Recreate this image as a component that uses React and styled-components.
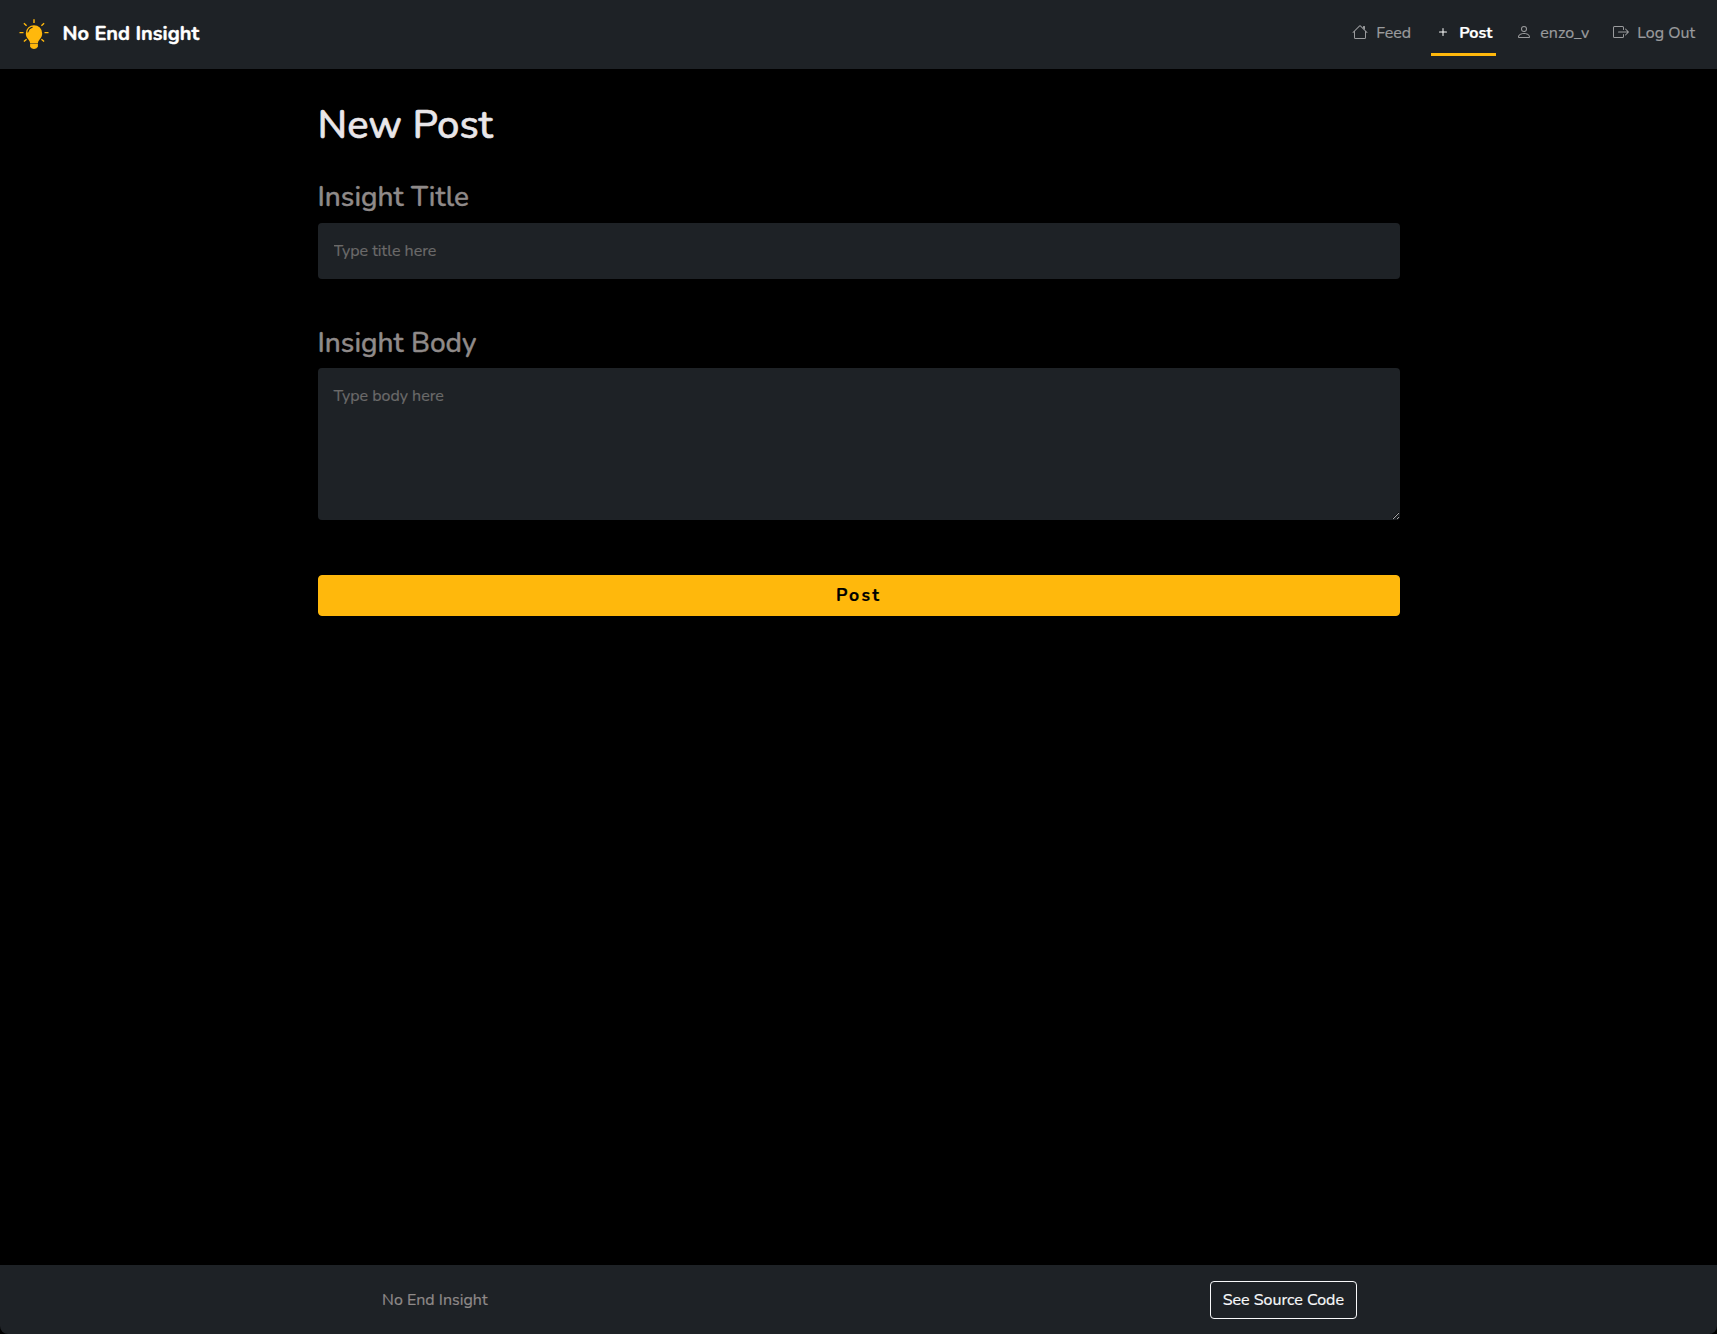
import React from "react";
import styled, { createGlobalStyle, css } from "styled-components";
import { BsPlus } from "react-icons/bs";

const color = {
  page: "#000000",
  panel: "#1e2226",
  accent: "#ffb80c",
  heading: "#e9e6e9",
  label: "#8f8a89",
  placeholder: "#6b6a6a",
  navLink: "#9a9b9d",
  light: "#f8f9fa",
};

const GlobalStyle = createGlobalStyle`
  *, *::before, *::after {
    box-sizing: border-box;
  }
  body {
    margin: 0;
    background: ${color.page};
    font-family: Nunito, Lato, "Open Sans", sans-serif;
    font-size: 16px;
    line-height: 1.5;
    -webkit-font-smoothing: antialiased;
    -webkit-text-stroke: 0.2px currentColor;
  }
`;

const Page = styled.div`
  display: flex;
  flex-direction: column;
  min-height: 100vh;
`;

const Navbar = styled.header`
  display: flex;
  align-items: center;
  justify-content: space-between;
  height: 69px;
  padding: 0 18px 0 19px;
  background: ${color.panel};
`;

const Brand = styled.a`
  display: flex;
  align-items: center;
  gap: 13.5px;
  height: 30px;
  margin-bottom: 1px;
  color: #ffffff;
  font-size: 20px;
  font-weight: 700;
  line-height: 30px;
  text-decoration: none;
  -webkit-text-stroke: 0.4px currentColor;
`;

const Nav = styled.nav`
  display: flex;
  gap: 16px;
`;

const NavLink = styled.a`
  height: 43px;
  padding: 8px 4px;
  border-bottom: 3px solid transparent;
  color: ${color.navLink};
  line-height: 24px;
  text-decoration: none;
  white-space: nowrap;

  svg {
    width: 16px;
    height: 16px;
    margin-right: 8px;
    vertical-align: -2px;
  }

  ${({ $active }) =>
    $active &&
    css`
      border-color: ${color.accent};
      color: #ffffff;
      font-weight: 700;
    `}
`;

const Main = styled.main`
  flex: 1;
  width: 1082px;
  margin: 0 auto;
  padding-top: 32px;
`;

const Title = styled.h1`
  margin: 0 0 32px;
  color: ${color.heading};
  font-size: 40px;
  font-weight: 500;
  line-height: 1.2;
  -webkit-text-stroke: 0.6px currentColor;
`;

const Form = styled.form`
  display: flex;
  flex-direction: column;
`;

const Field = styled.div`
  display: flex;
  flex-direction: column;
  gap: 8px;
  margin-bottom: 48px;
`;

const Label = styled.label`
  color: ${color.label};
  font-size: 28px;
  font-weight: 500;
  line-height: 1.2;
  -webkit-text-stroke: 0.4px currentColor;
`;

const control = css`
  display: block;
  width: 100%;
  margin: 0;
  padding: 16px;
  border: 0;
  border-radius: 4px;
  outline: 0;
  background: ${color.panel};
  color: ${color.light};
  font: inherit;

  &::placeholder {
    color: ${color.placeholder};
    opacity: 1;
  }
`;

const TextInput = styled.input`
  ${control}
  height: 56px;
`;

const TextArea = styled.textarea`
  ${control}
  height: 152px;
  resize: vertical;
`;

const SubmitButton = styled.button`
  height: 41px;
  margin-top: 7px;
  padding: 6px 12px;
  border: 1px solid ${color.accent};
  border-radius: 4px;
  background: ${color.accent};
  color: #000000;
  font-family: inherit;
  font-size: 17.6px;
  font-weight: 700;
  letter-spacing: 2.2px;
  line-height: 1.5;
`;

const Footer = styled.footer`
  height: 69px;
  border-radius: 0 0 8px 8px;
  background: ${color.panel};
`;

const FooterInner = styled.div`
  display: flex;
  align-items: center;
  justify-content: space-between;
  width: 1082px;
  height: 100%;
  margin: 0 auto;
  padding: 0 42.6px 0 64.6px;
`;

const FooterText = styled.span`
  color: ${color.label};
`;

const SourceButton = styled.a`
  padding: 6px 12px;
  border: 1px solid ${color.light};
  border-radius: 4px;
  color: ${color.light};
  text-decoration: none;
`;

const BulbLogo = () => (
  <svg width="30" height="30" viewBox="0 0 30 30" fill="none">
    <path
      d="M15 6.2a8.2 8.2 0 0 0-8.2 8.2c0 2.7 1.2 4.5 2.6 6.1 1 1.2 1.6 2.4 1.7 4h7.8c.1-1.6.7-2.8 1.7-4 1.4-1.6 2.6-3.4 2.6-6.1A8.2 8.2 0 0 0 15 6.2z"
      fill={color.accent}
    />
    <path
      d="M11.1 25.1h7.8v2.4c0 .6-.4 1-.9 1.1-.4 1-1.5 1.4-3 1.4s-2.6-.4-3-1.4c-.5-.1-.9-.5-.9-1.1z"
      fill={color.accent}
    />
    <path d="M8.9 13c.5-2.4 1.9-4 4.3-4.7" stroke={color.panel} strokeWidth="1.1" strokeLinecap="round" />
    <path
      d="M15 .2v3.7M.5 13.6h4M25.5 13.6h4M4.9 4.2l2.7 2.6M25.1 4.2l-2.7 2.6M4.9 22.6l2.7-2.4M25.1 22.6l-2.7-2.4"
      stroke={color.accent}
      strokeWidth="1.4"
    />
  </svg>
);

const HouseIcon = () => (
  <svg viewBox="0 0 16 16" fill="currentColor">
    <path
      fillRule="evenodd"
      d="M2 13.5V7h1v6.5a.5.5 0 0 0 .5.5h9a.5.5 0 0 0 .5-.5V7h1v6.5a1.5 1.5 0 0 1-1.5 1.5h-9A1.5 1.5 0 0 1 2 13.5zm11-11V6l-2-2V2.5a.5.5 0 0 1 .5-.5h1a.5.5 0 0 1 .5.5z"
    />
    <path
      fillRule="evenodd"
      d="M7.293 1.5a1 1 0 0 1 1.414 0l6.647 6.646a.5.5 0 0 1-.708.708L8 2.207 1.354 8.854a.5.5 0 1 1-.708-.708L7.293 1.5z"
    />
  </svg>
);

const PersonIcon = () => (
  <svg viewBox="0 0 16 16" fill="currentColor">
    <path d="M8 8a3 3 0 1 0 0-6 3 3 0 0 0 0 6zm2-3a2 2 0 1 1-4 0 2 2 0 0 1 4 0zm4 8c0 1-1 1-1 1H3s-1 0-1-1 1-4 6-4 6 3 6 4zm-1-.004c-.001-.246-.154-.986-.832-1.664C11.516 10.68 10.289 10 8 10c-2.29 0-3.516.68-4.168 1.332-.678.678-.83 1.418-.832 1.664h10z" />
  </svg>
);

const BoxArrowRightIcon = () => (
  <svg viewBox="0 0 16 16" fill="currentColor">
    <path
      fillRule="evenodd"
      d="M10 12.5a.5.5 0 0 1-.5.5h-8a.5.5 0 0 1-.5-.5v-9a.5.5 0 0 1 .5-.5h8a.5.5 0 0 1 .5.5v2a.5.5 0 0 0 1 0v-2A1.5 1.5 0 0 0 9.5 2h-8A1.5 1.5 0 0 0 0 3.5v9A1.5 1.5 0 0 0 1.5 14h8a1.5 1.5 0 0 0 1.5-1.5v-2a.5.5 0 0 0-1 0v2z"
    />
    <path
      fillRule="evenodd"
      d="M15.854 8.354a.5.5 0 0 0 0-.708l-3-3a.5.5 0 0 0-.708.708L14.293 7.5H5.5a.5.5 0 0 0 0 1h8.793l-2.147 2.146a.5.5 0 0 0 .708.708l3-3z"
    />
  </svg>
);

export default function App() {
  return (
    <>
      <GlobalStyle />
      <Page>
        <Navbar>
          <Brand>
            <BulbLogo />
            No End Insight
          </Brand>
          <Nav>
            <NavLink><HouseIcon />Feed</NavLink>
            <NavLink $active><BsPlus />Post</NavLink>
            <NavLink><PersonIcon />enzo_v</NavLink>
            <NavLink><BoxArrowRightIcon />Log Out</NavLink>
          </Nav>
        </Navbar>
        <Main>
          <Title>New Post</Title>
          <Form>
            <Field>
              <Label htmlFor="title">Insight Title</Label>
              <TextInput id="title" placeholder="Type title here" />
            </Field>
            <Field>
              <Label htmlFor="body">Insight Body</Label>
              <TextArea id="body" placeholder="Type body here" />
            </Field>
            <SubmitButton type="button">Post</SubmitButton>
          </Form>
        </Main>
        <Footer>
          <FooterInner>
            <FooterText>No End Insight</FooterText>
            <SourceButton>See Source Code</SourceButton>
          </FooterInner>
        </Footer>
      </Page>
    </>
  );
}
☆ ☆ ☆ ☆ ☆
Show the lines of the material that contain the word "components".

Task result
Recreate this image as a component that uses React and styled-components.
import styled, { createGlobalStyle, css } from "styled-components";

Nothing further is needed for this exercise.